Living in honesty is essential to our lives as Christians. It’s too easy, in the culture of Church- life, to brush things off and deny our sin and our pain. In the Catholic church we had scandals of child molestation that were covered up rather than facing the reality of this horrific sin. In the Evangelical church, we had Ted Haggard who never faced up to the reality of his own personal sins and temptations. These blows hurt every one of us as believers. We need to come to a point of truth and honesty with ourselves and with the world we live in. We need to acknowledge that we are all fallen, but saved through the cross of Christ. We need to realize that we are all broken, but redeemed. We need to stop condemning each other for these picky points of doctrine and theology, recognizing that the only thing that truly matters is the death and resurrection of Jesus Christ. We need to allow each other to be open and honest, expressing our doubts, sharing our weakness, confessing our sin. And then we need to be willing to strengthen, encourage, and carry one another through the difficulties this life has to offer us.

It is only then that we will truly be able to transform the culture in which we live. But it has to start here, with us.


CONCERNS

There is quite a bit of swearing throughout the film, especially from the character of Tully. It feels a bit gratuitous at times, but does help illustrate a large part of the film’s message.

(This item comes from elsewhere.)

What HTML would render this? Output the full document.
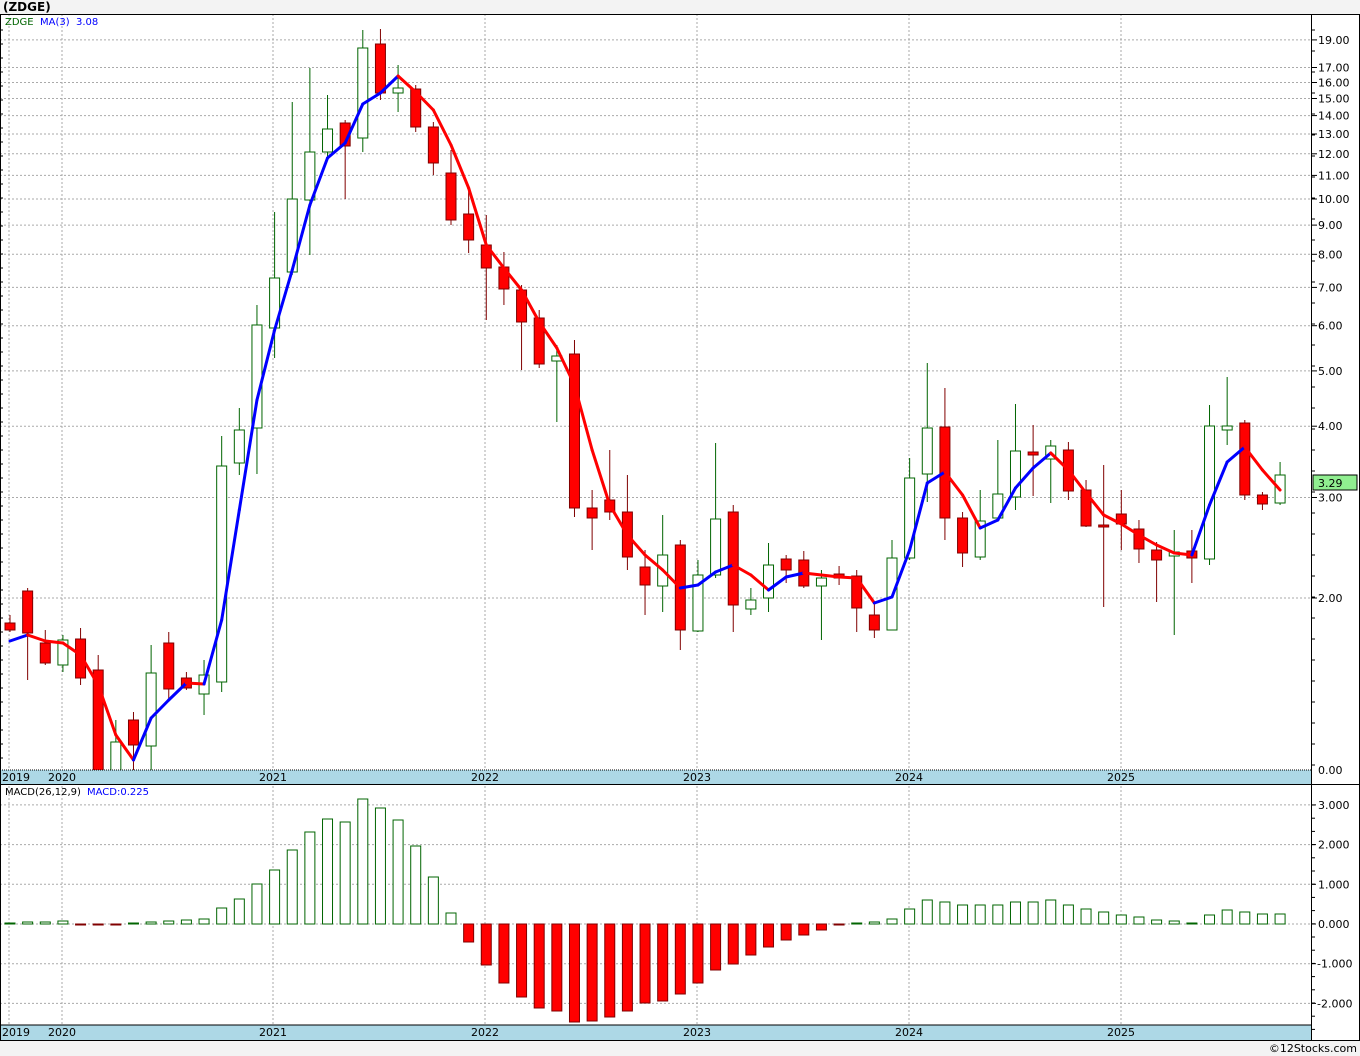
<!DOCTYPE html>
<html><head><meta charset="utf-8"><style>
html,body{margin:0;padding:0;background:#f3f3f3;width:1360px;height:1056px;overflow:hidden;font-family:"DejaVu Sans","Liberation Sans",sans-serif}
svg{position:absolute;left:0;top:0}
</style></head><body>
<svg id="s" width="1360" height="1056" xmlns="http://www.w3.org/2000/svg" font-family="DejaVu Sans, Liberation Sans, sans-serif"></svg>
<script>
const C=[[623,630,615,632,0],[591,633,588,680,0],[643,663,630,665,0],[640,665,635,672,1],[639,678,628,685,0],[670,772,655,772,0],[742,772,720,772,1],[720,745,712,770,0],[673,746,645,770,1],[643,689,632,700,0],[678,688,672,690,0],[675,694,660,715,1],[466,682,436,692,1],[430,463,408,475,1],[325,428,305,474,1],[278,328,212,358,1],[199,272,102,275,1],[152,200,68,255,1],[129,152,95,160,1],[123,146,120,199,0],[48,138,30,152,1],[44,93,29,100,0],[88,93,65,112,1],[89,127,85,132,0],[127,163,122,175,0],[173,220,150,225,0],[214,240,190,253,0],[245,268,215,320,0],[267,289,252,305,0],[290,322,285,370,0],[318,364,310,368,0],[356,361,345,422,1],[354,508,340,517,0],[508,518,490,550,0],[500,512,450,520,0],[512,557,475,570,0],[567,585,550,615,0],[555,586,515,612,1],[545,630,540,650,0],[575,631,560,632,1],[519,575,443,578,1],[512,605,505,632,0],[600,609,588,615,1],[565,598,543,612,1],[559,570,555,583,0],[560,586,551,588,0],[578,586,570,640,1],[574,578,566,585,0],[576,608,570,632,0],[615,630,603,638,0],[558,630,540,630,1],[478,558,458,560,1],[428,474,363,502,1],[427,518,388,540,0],[518,553,512,567,0],[521,557,490,560,1],[494,518,440,520,1],[451,497,404,510,1],[452,455,425,496,0],[446,459,440,503,1],[450,491,442,500,0],[490,526,480,527,0],[525,527,465,607,0],[514,524,490,550,0],[529,549,520,563,0],[550,560,542,602,0],[552,556,530,635,1],[551,558,530,583,0],[426,559,405,565,1],[426,430,377,445,1],[423,495,420,500,0],[495,504,492,510,0],[475,503,462,505,1]];
const MA=[641,635,641,643,655,685,735,760,718,700,683,684,620,510,400,330,270,205,158,143,104,93,76,92,110,145,188,245,268,290,322,348,385,450,505,535,555,570,588,585,572,565,575,590,577,573,575,577,578,603,597,550,483,472,495,528,520,488,468,453,470,493,515,524,535,545,553,555,505,462,447,470,490];
const M=[923,922,922,921,925,925,925,923,922,921,920,919,908,899,884,870,850,832,819,822,799,808,820,846,877,913,942,965,983,997,1008,1011,1022,1021,1017,1011,1003,1001,994,983,970,964,955,947,940,935,930,925,923,922,919,909,900,902,905,905,905,902,902,900,905,909,912,915,917,920,921,923,915,910,912,914,914];
const X=i=>10+17.64*i;
let h='';
h+='<rect x="0" y="0" width="1360" height="1056" fill="#f3f3f3"/>';
h+='<text x="3" y="11" font-size="12" font-weight="bold" fill="#000">(ZDGE)</text>';
h+='<rect x="0" y="14" width="1360" height="1026" fill="#fff"/>';
const py=p=>598-247.9*Math.log(p/2);
const ticks=[19,17,16,15,14,13,12,11,10,9,8,7,6,5,4,3,2];
ticks.forEach(p=>{const y=py(p).toFixed(1);h+=`<line x1="0" y1="${y}" x2="1311" y2="${y}" stroke="#aaa" stroke-dasharray="2,2"/>`;h+=`<line x1="1311" y1="${y}" x2="1317" y2="${y}" stroke="#000"/><text x="1318" y="${+y+4}" font-size="11" fill="#000">${p.toFixed(2)}</text>`;});
const yrs=[[9,'2019',16],[62,'2020',62],[273,'2021',273],[485,'2022',485],[697,'2023',697],[909,'2024',909],[1121,'2025',1121]];
yrs.forEach(([x])=>{h+=`<line x1="${x}" y1="14" x2="${x}" y2="1025" stroke="#aaa" stroke-dasharray="2,2"/>`});
[0,1,2,3,-1,-2].forEach(v=>{const y=924-39.7*v;h+=`<line x1="0" y1="${y}" x2="1311" y2="${y}" stroke="#aaa" stroke-dasharray="2,2"/><line x1="1311" y1="${y}" x2="1316" y2="${y}" stroke="#000"/><text x="${v<0?1317:1318}" y="${y+4}" font-size="11" fill="#000">${v<0?'-'+Math.abs(v).toFixed(3):v.toFixed(3)}</text>`;});
for(let y=30;y<770;y+=21){h+=`<line x1="1311" y1="${y}" x2="1315" y2="${y}" stroke="#000"/>`}
for(let y=805;y<1040;y+=13.2){h+=`<line x1="1311" y1="${y}" x2="1315" y2="${y}" stroke="#000"/>`}
C.forEach(([t,b,hi,lo,up],i)=>{const x=X(i);const wc=up?'#006400':'#800000';
h+=`<line x1="${x}" y1="${hi}" x2="${x}" y2="${lo}" stroke="${wc}"/>`;
h+=`<rect x="${x-5}" y="${t}" width="10" height="${Math.max(b-t,2)}" fill="${up?'#fff':'#f00'}" stroke="${wc}"/>`;});
for(let i=1;i<MA.length;i++){h+=`<line x1="${X(i-1)}" y1="${MA[i-1]}" x2="${X(i)}" y2="${MA[i]}" stroke="${MA[i]<MA[i-1]?'#00f':'#f00'}" stroke-width="3" stroke-linecap="round"/>`}
h+='<rect x="0" y="770" width="1311" height="14" fill="#add8e6"/><line x1="0" y1="770" x2="1311" y2="770" stroke="#000" stroke-dasharray="1,1"/>';
h+='<rect x="0" y="1025" width="1311" height="15" fill="#add8e6"/><line x1="0" y1="1025" x2="1311" y2="1025" stroke="#000"/>';
yrs.forEach(([x,l,c])=>{h+=`<text x="${c}" y="781" font-size="11" text-anchor="middle">${l}</text><text x="${c}" y="1036" font-size="11" text-anchor="middle">${l}</text>`});
h+='<text x="1318" y="774" font-size="11">0.00</text>';
M.forEach((y,i)=>{const x=X(i);if(y<924)h+=`<rect x="${x-5}" y="${y}" width="10" height="${924-y}" fill="#fff" stroke="#006400"/>`;else h+=`<rect x="${x-5}" y="924" width="10" height="${Math.max(y-924,1)}" fill="#f00" stroke="#800000"/>`;});
h+='<line x1="0" y1="14.5" x2="1360" y2="14.5" stroke="#000"/><line x1="0" y1="784.5" x2="1360" y2="784.5" stroke="#000"/><line x1="0" y1="1040.5" x2="1360" y2="1040.5" stroke="#000"/><line x1="1311.5" y1="14" x2="1311.5" y2="1040" stroke="#000"/><line x1="1359.5" y1="14" x2="1359.5" y2="1040" stroke="#000"/><line x1="0.5" y1="14" x2="0.5" y2="1040" stroke="#000"/>';
for(let y=30;y<770;y+=14){h+=`<line x1="0" y1="${y}" x2="3" y2="${y}" stroke="#000"/>`}
h+='<text x="5" y="25" font-size="10" fill="#006400">ZDGE</text><text x="40" y="25" font-size="10" fill="#00f">MA(3)</text><text x="76" y="25" font-size="10" fill="#00f">3.08</text>';
h+='<text x="5" y="795" font-size="10" fill="#000">MACD(26,12,9)</text><text x="87" y="795" font-size="10" fill="#00f">MACD:0.225</text>';
h+='<rect x="1313" y="475" width="44" height="15" fill="#90ee90" stroke="#000"/><text x="1318" y="487" font-size="11">3.29</text>';
h+='<text x="1357" y="1052" font-size="11" text-anchor="end">©12Stocks.com</text>';
document.getElementById('s').innerHTML=h;
</script>
</body></html>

There is one brief sexual sequence that is a bit graphic, even though there isn’t any nudity. It isn’t pleasant or arousing, nor is it meant to be, but it may be a bit much from some viewers. There is another moment in the film set in a burlesque club. There is some brief nudity there.

The film was shot in black- and-white, so the violence in the film isn’t very bloody, but it can still be a little graphic at times, especially during the climactic showdown at the end of the film.

Nearly every one of the characters smokes or drinks, which fits the time-period, but it is present nonetheless.